O programa do Amphora Wine Tour é abrangente: os visitantes acedem ao mundo dos vinhos de talha enquanto apreciam a gastronomia alentejana. Das provas de vinhos, às harmonizações com os menus vínicos às buchas alentejanas, ou com as tábuas alentejanas, às experiências nas vinhas, às atividades para grupos, a atividade lançada esta estação pela Herdade do Rocim tem valores que oscilam entre os 95€ e os 125€ por pessoa, dependendo do número de participantes, as marcações podem ser feitas através de: enoturismo@herdadedorocim.com
Pedro Ribeiro, enólogo e diretor geral da Herdade do Rocim, adianta que “estando na região com maior tradição do vinho de talha em Portugal, na Vidigueira, onde se produz este vinho há mais de 2.000 anos, acreditámos que faz todo o sentido organizar eventos que celebrem o uso de ânforas. Acreditamos que há aqui um extraordinário potencial para dar ao mundo do vinho e os números têm-nos mostrado isso mesmo”.

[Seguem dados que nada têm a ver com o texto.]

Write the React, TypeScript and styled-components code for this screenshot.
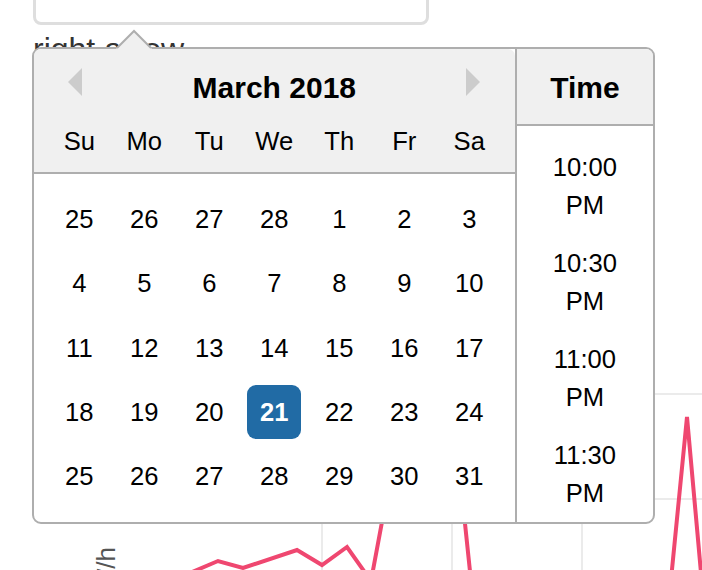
import React from "react";
import styled, { createGlobalStyle } from "styled-components";

const GlobalStyle = createGlobalStyle`
  html, body { margin: 0; padding: 0; background: #fff; }
  body { font-family: "Liberation Sans", Arial, Helvetica, sans-serif; overflow: hidden; }
  * { box-sizing: border-box; }
`;

const Page = styled.div`
  position: relative;
  width: 702px;
  height: 570px;
  overflow: hidden;
  background: #fff;
`;

const DateInput = styled.input`
  display: block;
  margin: -40px 0 0 33px;
  width: 396px;
  height: 65px;
  border: 3px solid #dedede;
  border-radius: 8px;
  background: #fff;
  outline: none;
`;

const Label = styled.div`
  margin: 6px 0 0 33px;
  font-size: 32px;
  line-height: 36px;
  color: #333;
`;

const Chart = styled.svg`
  display: block;
`;

const Popover = styled.div`
  position: absolute;
  left: 32px;
  top: 47px;
  display: flex;
  background: #fff;
  border: 2px solid #aeaeae;
  border-radius: 9px;
  font-size: 25.6px;
  color: #000;
`;

const Triangle = styled.svg`
  position: absolute;
  left: 82px;
  top: -20px;
`;

const Nav = styled.span<{ $side: "prev" | "next" }>`
  position: absolute;
  top: 19px;
  left: ${(p) => (p.$side === "prev" ? "34px" : "432px")};
  width: 0;
  height: 0;
  border-top: 14.5px solid transparent;
  border-bottom: 14.5px solid transparent;
  ${(p) =>
    p.$side === "prev"
      ? "border-right: 14px solid #ccc;"
      : "border-left: 14px solid #ccc;"}
`;

const MonthContainer = styled.div`
  width: 480.6px;
  flex-shrink: 0;
`;

const MonthHeader = styled.div`
  background: #f0f0f0;
  border-bottom: 2px solid #aeaeae;
  border-top-left-radius: 7px;
  border-top-right-radius: 7px;
  padding-top: 18px;
  text-align: center;
`;

const Title = styled.div`
  font-weight: bold;
  font-size: 30px;
  line-height: 42px;
`;

const Row = styled.div`
  display: flex;
  justify-content: center;
`;

const DayName = styled.div`
  width: 54.4px;
  line-height: 54px;
  margin: 5px 5.3px 4px;
  text-align: center;
`;

const Month = styled.div`
  margin: 12.8px;
`;

const Day = styled.div<{ $selected?: boolean }>`
  width: 54.4px;
  height: 54px;
  line-height: 54px;
  margin: 5.2px 5.3px;
  text-align: center;
  border-radius: 9px;
  background: ${(p) => (p.$selected ? "#216ba5" : "transparent")};
  color: ${(p) => (p.$selected ? "#fff" : "#000")};
  font-weight: ${(p) => (p.$selected ? "bold" : "normal")};
`;

const TimeContainer = styled.div`
  width: 138.6px;
  flex-shrink: 0;
  border-left: 2px solid #aeaeae;
  display: flex;
  flex-direction: column;
  overflow: hidden;
`;

const TimeHeader = styled.div`
  height: 77px;
  background: #f0f0f0;
  border-bottom: 2px solid #aeaeae;
  border-top-right-radius: 7px;
  padding-top: 18px;
  text-align: center;
  font-weight: bold;
  font-size: 30px;
  line-height: 42px;
`;

const TimeList = styled.div`
  flex: 1;
  height: 0;
  overflow: hidden;
  padding-top: 12px;
`;

const TimeItem = styled.div`
  padding: 10px 20px;
  line-height: 38px;
  text-align: center;
`;

const dayNames = ["Su", "Mo", "Tu", "We", "Th", "Fr", "Sa"];
const weeks = [
  [25, 26, 27, 28, 1, 2, 3],
  [4, 5, 6, 7, 8, 9, 10],
  [11, 12, 13, 14, 15, 16, 17],
  [18, 19, 20, 21, 22, 23, 24],
  [25, 26, 27, 28, 29, 30, 31],
];
const times = ["10:00 PM", "10:30 PM", "11:00 PM", "11:30 PM"];

const linePoints =
  "150,590 218,561 243,568 297,550 322,565 347,547 371,581 435,237 473,600 560,605 669,600 687,417 703,595";

export default function App() {
  return (
    <Page>
      <GlobalStyle />
      <DateInput readOnly />
      <Label>right arrow</Label>
      <Chart width={702} height={503} viewBox="0 67 702 503">
        <g stroke="#ebebeb" strokeWidth={2}>
          <line x1={322} y1={300} x2={322} y2={570} />
          <line x1={452} y1={300} x2={452} y2={570} />
          <line x1={582} y1={300} x2={582} y2={570} />
          <line x1={120} y1={394} x2={702} y2={394} />
          <line x1={120} y1={499} x2={702} y2={499} />
        </g>
        <polyline
          points={linePoints}
          fill="none"
          stroke="#ef4770"
          strokeWidth={4}
          strokeLinejoin="miter"
        />
        <text
          x={115}
          y={547}
          transform="rotate(-90 115 547)"
          textAnchor="end"
          fontSize={26}
          fill="#555"
          fontFamily="Liberation Sans, Arial, sans-serif"
        >
          kW/h
        </text>
      </Chart>

      <Popover>
        <Triangle width={36} height={22} viewBox="0 0 36 22">
          <polygon points="0,20 18,2 36,20" fill="#f0f0f0" />
          <polyline
            points="1,19 18,2 35,19"
            fill="none"
            stroke="#aeaeae"
            strokeWidth={2}
          />
        </Triangle>
        <Nav $side="prev" />
        <Nav $side="next" />
        <MonthContainer>
          <MonthHeader>
            <Title>March 2018</Title>
            <Row>
              {dayNames.map((d) => (
                <DayName key={d}>{d}</DayName>
              ))}
            </Row>
          </MonthHeader>
          <Month>
            {weeks.map((w, i) => (
              <Row key={i}>
                {w.map((d, j) => (
                  <Day key={j} $selected={i === 3 && d === 21}>
                    {d}
                  </Day>
                ))}
              </Row>
            ))}
          </Month>
        </MonthContainer>
        <TimeContainer>
          <TimeHeader>Time</TimeHeader>
          <TimeList>
            {times.map((t) => (
              <TimeItem key={t}>{t}</TimeItem>
            ))}
          </TimeList>
        </TimeContainer>
      </Popover>
    </Page>
  );
}
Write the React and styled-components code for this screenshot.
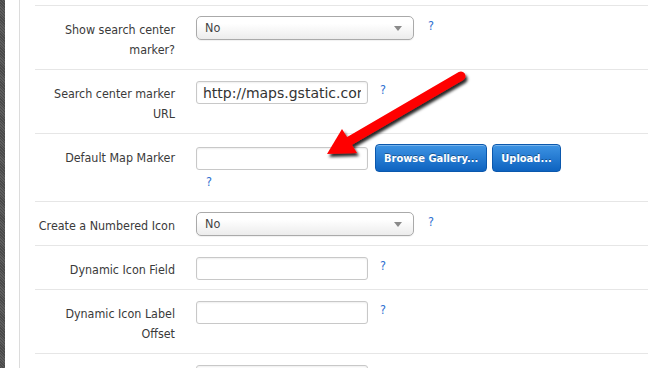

A Herdade do Rocim, localizada entre a Vidigueira e Cuba, no Baixo Alentejo, em Portugal, com cerca de 120 hectares, dos quais 70 são de vinha e 10 de olival, cultivo em regime biológico e com grande parte certificado, vende anualmente 1 milhão de garrafas, entre Portugal e mais 39 países.
Hoje, os vinhos Mariana, Olho de Mocho, Herdade do Rocim, Grande Rocim e Vale da Mata estão em 39 países, da Alemanha aos Estados Unidos da América, passando pelo Brasil e por Angola, assim como Suíça, Bélgica, Japão, entre outros.